We retrieve a set of 227 highly diverse molecules from a previous virtual screen of an A2AR homology model based on the beta-1 adrenergic receptor

  • Screening Results:
    • Top Performers: Among these, 8 molecules were found to have very high inhibition capabilities, with biochemically confirmed activity.
    • Strong Candidates: An additional 12 compounds demonstrated medium to high inhibition, marking them as significant findings (these 20 compounds are the original hits, all with IC50 values below 100 μM).
    • Consistent Activity: 33 molecules showed consistent activity across two data points, though they either did not undergo dose-response testing or had IC50 values greater than 100 μM upon further analysis.
    • Potential Interest: A further 100 compounds exhibited some level of activity but were characterized by low or variable inhibition levels.

Decoys

They used a common DUD-E approach:

DUD-E style decoys were automatically generated using the DUD-E online generation tool. DUD-E generates matched decoy sets with similar physicochemical properties to the true ligand but dissimilar 2D topology. This ensures that the docking adds value beyond selecting true positives by their physical properties but also minimizes the likelihood that the decoys would in fact actually bind. It is important to stress that such a decoy set by design challenges structure-based methods (docking), but will always perform well in a ligand-based method and should never be used to test these.

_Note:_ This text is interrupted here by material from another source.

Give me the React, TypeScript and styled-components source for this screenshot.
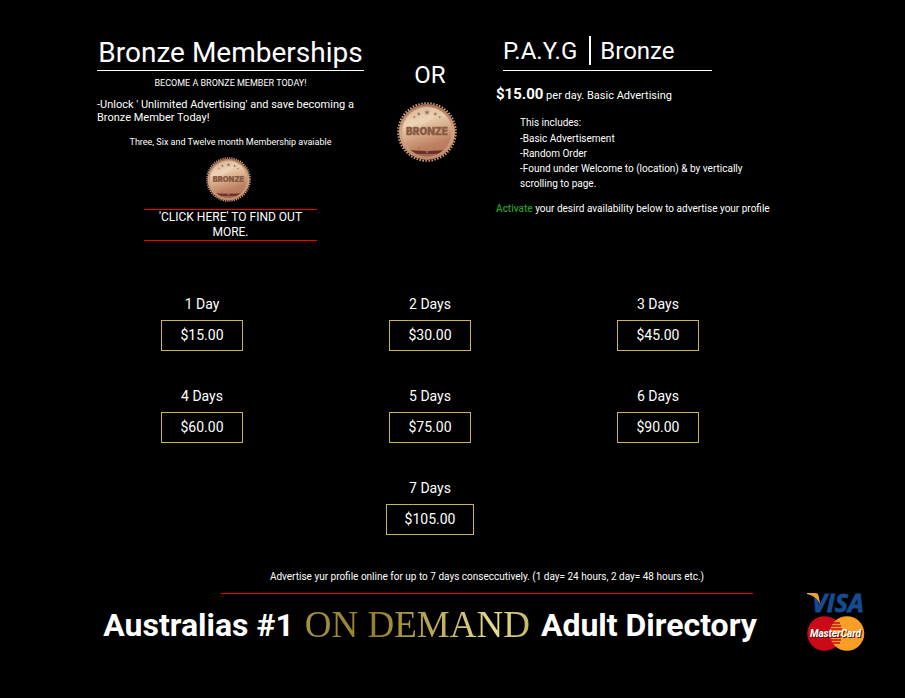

Protein Structure Selection

A single X-ray structure was chosen for each target in the docking studies, with preference given to the highest resolution structure available.

This is more sophisticated than LIT PCBA, but simply picking highest resolution is not always ideal. They are experts (this is Heptares, a very famous and successful drug discovery company focused on virtual screening of GPCRs - Michael from my group worked there) and I am sure they are aware.

Ligand Preparation for Docking

I won't quote it all here, but it is a more or less "normal" ligand preparation workflow. A key difference for us is that we typically only consider the most probable 3D structure for a given input. They allow for more than one 3D structure. They also say they make low energy conformers, but this part is confusing to me because they use Glide as their docking engine. Glide does a 'ConfGen' during it's docking (this makes low energy conformers that are attempted to be docked to the protein via the grid). However, it's not worth stressing over. We do a very similar approach. They just seem to be sampling more conformers than default.

Docking

Not much to really say because I doubt we would copy this exactly, they use Glide and other stuff post processing tools we either aren't using or don't have (not having WaterMap is a shame). Some nice commentary later on the choice of PDB (!) in terms of docking outcomes.

We chose 200 maximally diverse ligands based on ECFP4 fingerprints (or included all where <200 annotated ligands). For each ligand, an average of 60 computational decoys was generated using the online DUD-E tool (http://dude.docking.org/generate). The entire set is available for download at http://dude.docking.org/heptares.

Conclusion

I figure this might be a good intro into how and why you make datasets in a certain way, I am now going to play around in ChEMBL and see what's possible.

We should also discuss choosing protein structures and docking itself later.